Las palabras de los países latinoamericanos (México, Colombia, Argentina, Bolivia) que firmaron una declaración en apoyo del destituido presidente del Perú, Pedro Castillo (y nada sobre la expresidenta de Bolivia, Jeanine Áñez, encarcelada por años, a raíz de un golpe iniciado por Evo), pertenecen a los populismos de nuestra izquierda radical de la región. Al menos dos de ellos son democracias de movilización y confrontación que, no siendo y no estando en camino a una simple dictadura (por algo no podían firmar Cuba, Venezuela y Nicaragua), socavan sistemáticamente el espíritu del Estado de derecho, y carecen en su voluntad del aire liberal indispensable a todo sistema democrático, sea este de izquierda o derecha. Su mensaje, consciente o no, es ¡olvídense de la democracia! Se escudan en que se trata de una democracia oligárquica, mientras que ellos representarían genuinamente a los pueblos y sus verdaderos intereses, monserga que tiene más de 100 años. Hay que reconocer que el gobierno chileno se restó de sumarse a este discurso, lo que conociendo el origen político en el 2011 y, en parte, el 2019, no le debe haber sido fácil, y explica alguna contradicción menor.

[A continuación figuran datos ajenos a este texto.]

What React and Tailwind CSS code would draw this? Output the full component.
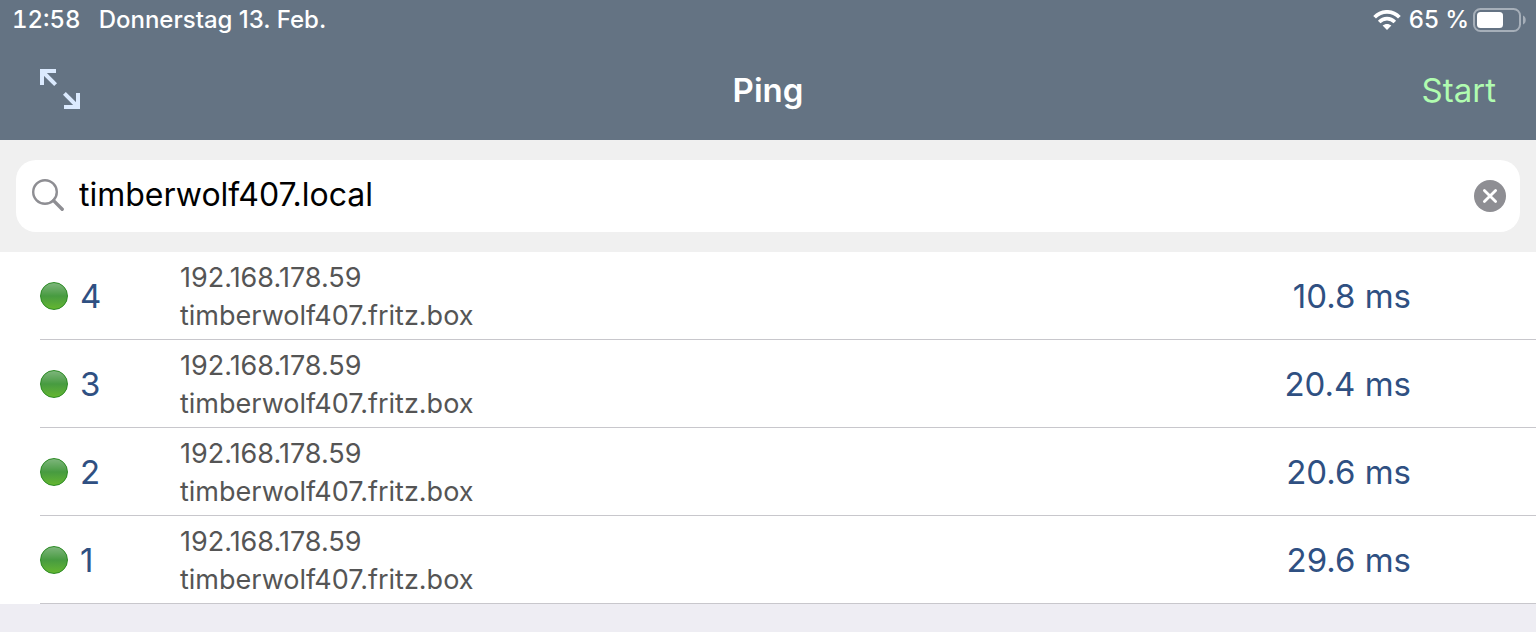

No es para negar que a veces otro sector ha hecho lo mismo. Es a lo que se refería el canciller Carlos Martínez Sotomayor en 1962, cuando la administración Alessandri se oponía a expulsar a Cuba de la OEA —por cierta consecuencia diplomática y por política interna—, aludiendo a que Washington se apoyaba casi exclusivamente en dictaduras para castigar a otra dictadura. Los golpes siempre los cometen los otros. Toda esa escena también reflejaba la eterna crisis republicana en nuestra América, todavía viva sin señales de amainar 60 años después.
En el caso que nos ocupa, los cuatro países se saltaron olímpicamente el intento de autogolpe de Castillo, que por más patético y desesperado que haya sido, eso fue, un golpe de Estado, aunque haya resultado fallido. Otra cosa es que tener siete presidentes en seis años, y vivir destituyéndolos, junto con experimentar el mismo proceso de disolución o fragmentación interminable de agrupaciones políticas tradicionales, erosiona la democracia y es aderezo para el renovado caudillismo o caciquismo de la política latinoamericana. Un país así comete suicidio institucional.
A propósito de esto último, la declaración de los cuatro países a todas luces fue pergeñada por el México de AMLO, aunque con raíces en actitudes recurrentes del México posrevolucionario y su doble discurso. Truena contra la hegemonía y el imperialismo esgrimiendo la Doctrina Estrada, la no intervención, practicando todo lo contrario, es decir, interviniendo; como no puede hacer nada significativo con EE.UU., transfiere su ímpetu sobre la región y América del Sur, en lo que en otra época se llamó “subimperialismo”. Ahora escogió a Perú. A propósito, AMLO y Trump —otra recurrencia— se parecen bastante y se entendieron bien, en actitud de populismo barato. Son legítimas las elecciones que ganan; si las pierden, se las robaron. Ahí se resume la tragedia latinoamericana que políticos de Washington quieren importar a su sistema.
En este año que termina, en Chile tuvimos una pequeña dosis de esta medicina subimperialista, cuando el canciller Marcelo Ebrard, en flagrante descortesía intencional, visitó al Presidente electo Gabriel Boric sin pasar —o explicar públicamente— por nuestra Cancillería ni reconocer a nuestro gobierno una impecable observancia electoral.
Si el Perú no se estabiliza, será la hora de los Chávez, los AMLO, los Bolsonaro y los Evo. En ese caso, no se crea que aquí nos libraremos tan fácilmente.